一方、アメリカでは国内のデザイン界やフランスからの亡命者を中心に、この年アメリカ版「ヴォーグ」が発刊されました。戦火のためにファッションの火を絶やすことがなかったという事実は象徴的です。

1941年(昭和16年)12月8日、そのアメリカとイギリスに対して、日本は宣戦布告し、太平洋戦争へと突入していきました。この年には衣料統制がいちだんと進み、衣料切符の実施、成年婦人の軍事教練開始により、モンペ姿が多くなりました。防空頭巾、ゲートルの非常時服装が奨励され、外出時には男女とも防空服装が義務づけられました。

“欲しがりません勝つまでは”の思想は、装うことの楽しみを退け、夢や憧れを呼びおこすマネキンは不要とされました。マネキンの需要は途絶え、マネキン業者の転廃業が相次ぐようになりました。

1942年(昭和17年)になると、その傾向はより顕著となり、マネキン企業として最も長い歴史を持つ「島津マネキン」でさえ、19年という短い歳月で幕は閉じられました。行く手を阻んだ要因が戦争であったという事実は、マネキン、ディスプレイというものが平和とともに共存するものであることを、歴史は証明しています。

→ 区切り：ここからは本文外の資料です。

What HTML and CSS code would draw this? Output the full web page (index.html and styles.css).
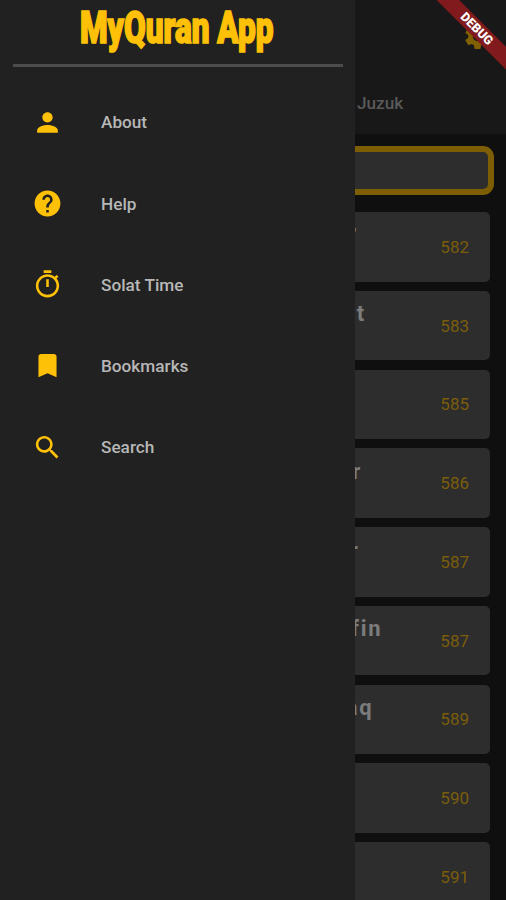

戦前、マネキンとともに生きてきた先輩諸氏の、断念を余儀なくされた無念の思いは、想像に余りあります。日本のマネキン界は、その段階で消減したかに見えましたが、創造精神は、平和を回復した戦後に見事に再生しました。

その最も顕著な現象が再生の早さでした。そのことは何よりもマネキンに寄せる情熱の深さを意味しています。住む家も着る物も食べる物さえ不自由な終戦直後の荒廃しきった状況下で、夢や憧れの対象であるマネキンの再生を発想したことに意味があります。

モードの都でありマネキンを生み出したパリでも、1945年の平和な時代の到来に、再びモードを世界に広げようという合い言葉で、「モードの劇場」展が企画され、世界を巡回しました。これには著名なデザイナーやアーチストが多数参加しました。マネキン作家であるジャン・サン・マルタンとエリアーヌ・ボナベルは、この展覧会のために、針金と石膏を使った小さなマネキンを制作しました。

それは、ファンタジックで美しい小舞台に、妖精のように華麗なマネキンが、エレガントな服を着てポーズするという、夢を現実の姿に置き換えたような展覧会でした。

このように、人間が衣食住に対する厳しいまでの欲求を根源的に持っている以上、ある意味で美しく装いたいという願望は、生きていくための心の支えともなるのです。

荒廃しきった街に、魅惑的な服を着たマネキンが立つ……この原風景から、人間が何故マネキンを必要としてきたかを解くカギがあると思われます。